Иногда меня тревожило, что она осталась в Тереньюре одна, — всех нас это волновало, хоть у нее и хватало друзей, а также былых поклонников, — но даже во сне мама не казалась покинутой, хотя и была «одна». Даже во сне она выглядела любимой.
Скорее всего, я пристрастна. Портрет всплывает на экране моего компьютера и постепенно тает, но он не так красив, как была она в тот день. Говорят, с годами человек видит сны все реже, но мама сидела так тихо, так далеко ушла от нас, что в ней чудилась непостижимая прелесть, полнота жизни.
Совсем не старая. Пятьдесят девять лет.
Когда она проснулась, смущенная, мы в шутку заявили, что она храпит. А Джек подхватил:
— Бабушка пердит во сне! Бабушка пернула! — И его в наказание отправили наверх.
— Вечно ты перегибаешь палку! — крикнула Фиона вслед деловитым ножкам, топавшим вверх по лестнице, а Джоан, искренне смеясь и негодуя, заступилась:
— Ничего страшного! Ты уж прости малыша.
В тот день я была бы не против присмотреться к Иви — законное любопытство, я же спала с ее отцом, — но не могла угадать ее в стайке девочек. Все подружки Меган оказались до смешного крупными и весьма загадочными на вид особами — кто в бальном наряде не по росту, кто в ярком топе, а две или три явились в спортивных штанах.

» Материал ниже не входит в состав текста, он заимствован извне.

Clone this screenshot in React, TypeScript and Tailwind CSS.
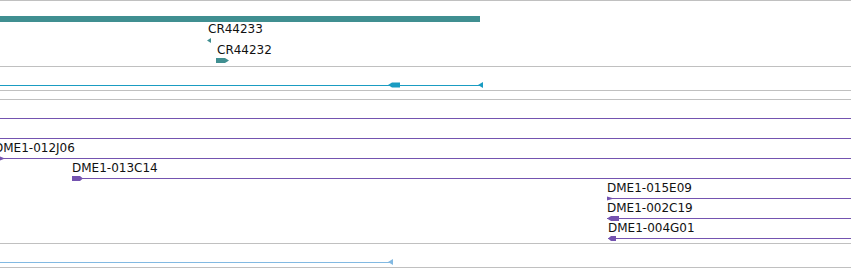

Не поймешь, кем они себя воображают. Мы, взрослые, их вовсе не интересовали: им, судя по застенчивым и страстным взглядам, вполне хватало любить друг друга.
Я достала тарелки, разложила салфетки из настоящего льна, которые вручила мне Фиона, распределила бокалы и металлические приборы, выставила на стол графин с минералкой и другой — с апельсиновым соком. На мой вкус, чересчур. Это же дети-переростки, а не взрослые. Швырнуть им пакет чипсов — и довольно.
— Кому лазанью?
Высокая нежная девчушка по имени Сирша подняла руку. Ее плотно облегало розовое атласное платьице, уместное на пятилетней, а под мышкой обнажился золотисто-рыжий пух.
Я глянула на Фиону. Та с отвращением закатила глаза.
Похоже, дети не растут — им на смену приходит кто-то другой.
— Садитесь и ешьте!
Эти волосы девятилетней девочки — почему они казались красивыми, ведь они отвратительны, тем более рядом с большим и рыхлым, как пудинг, лицом. Наверное, мне следует почаще бывать среди людей, подумала я. Привыкать к таким вещам. И сразу же подумала: что-то не так.
Тут-то я и высмотрела Иви. Угадала по вспышке чересчур красивых, как у отца, глаз: девочка глянула на меня в упор — и словно распахнулась потайная дверца. Грудь по-прежнему довольно пухлая, но в целом щенячий жирок сошел. И еще кое-что изменилось (помимо того, что изменился весь мир), и существенно: Иви была весела. Ну если не весела, то хотя бы участвовала в веселье. Не боялась.